Knowlege and experience help you sleep at night, paying down debt doesn't.
After I bought my first rental property (a duplex in West Wilwaukee) I could not sleep at night. I always had the feeling that I had to go there and check if everything was ok. I woke up in the middle of the night and was worried it could be on fire or under water. I would worry about the tenants moving out or the sewer line break, but mostly I did worry about what I did not know. I was clearly above my sleeping point (I like that quote a lot @Trevor Ewen ). And it had nothing to do with debt. My PITI was just $690 on a 30 year fixed mortage and 2x$750 in rent. Even totally vacant I was making good money at my corporate job having to pay $490 a month out of pocket would not have been an issue at all. Yet I was worried and it was not the debt that worried me, I think it was just the new responsibility.
So the duplex never burnt down and with more experience and more rental properties under my belt I had no issues sleeping. It is a little bit counter intuitive: when you are at the starting point everything is very new, exciting and also concernining. It seems that with more properties these feelings must intensify. But in fact the more experience you have and the more you know you will worry less and plan more. Vacancies become a percentage and are reserved for, the same for repairs and desaster type of incidents (flooded basement etc).
@Michael Henry is absolutley right about reserves; most conservative banks want you to have at least 6 months reserves. But I have to disagree with him on the question if there is good debt. Being underleveraged is a bad thing in the corporate world, analysts and shareholders will punish a company for not beeing leveraged properly. Good debt comes with prudent business practices and conservative planning. The best definition I have ever heard is self eliminating debt. If an investment generates consistently enough money to pay down the financing and eliminates it over time while growing your equity I would definitley call that a good thing.
Having too much equity in a rental property will cause some KPI's to go down, most obviously return on investment (or return on equity). Even a 2% rule rental property will not produce very good ROI if financed 100%. Do the math.
Building a rental business requires initially funds from another source like a W2 income. Once the business grows and cash flows it becomes self funding. At some point the next aquisition can be funded partially (down payment) from the free cash flow. At that point contribution from your W2 income is no longer necessary, although it will grow the equity position of the business and support healthy growth.

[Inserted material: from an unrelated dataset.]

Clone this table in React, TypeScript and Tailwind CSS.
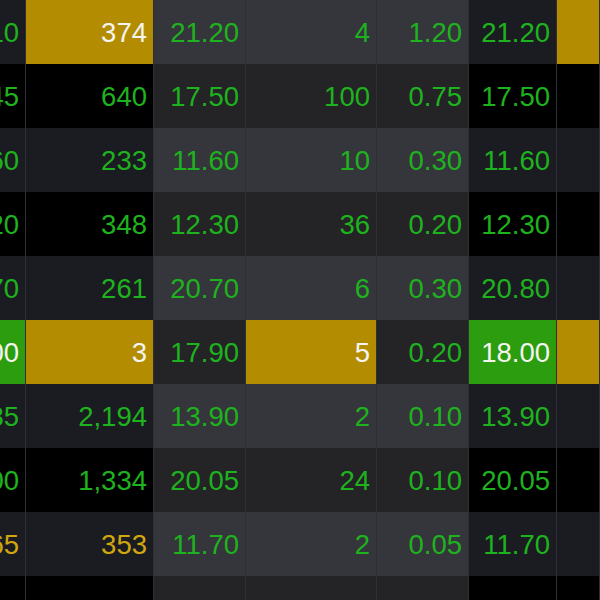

Dept pay down will accelerate over time and start to pick up after about 5 years on a 30 year note. At the same time you have a good chance for some appreciation and increased rental income. The equity position will start to grow faster at that point and selling off some assets will allow to pay down debt on the remaining properties. But this process takes time, at elast five to ten years. One can either hold a portfolio and simply give it time and wait or continue to ad properties over time to accelerate the process. That's a matter of personal preference I think.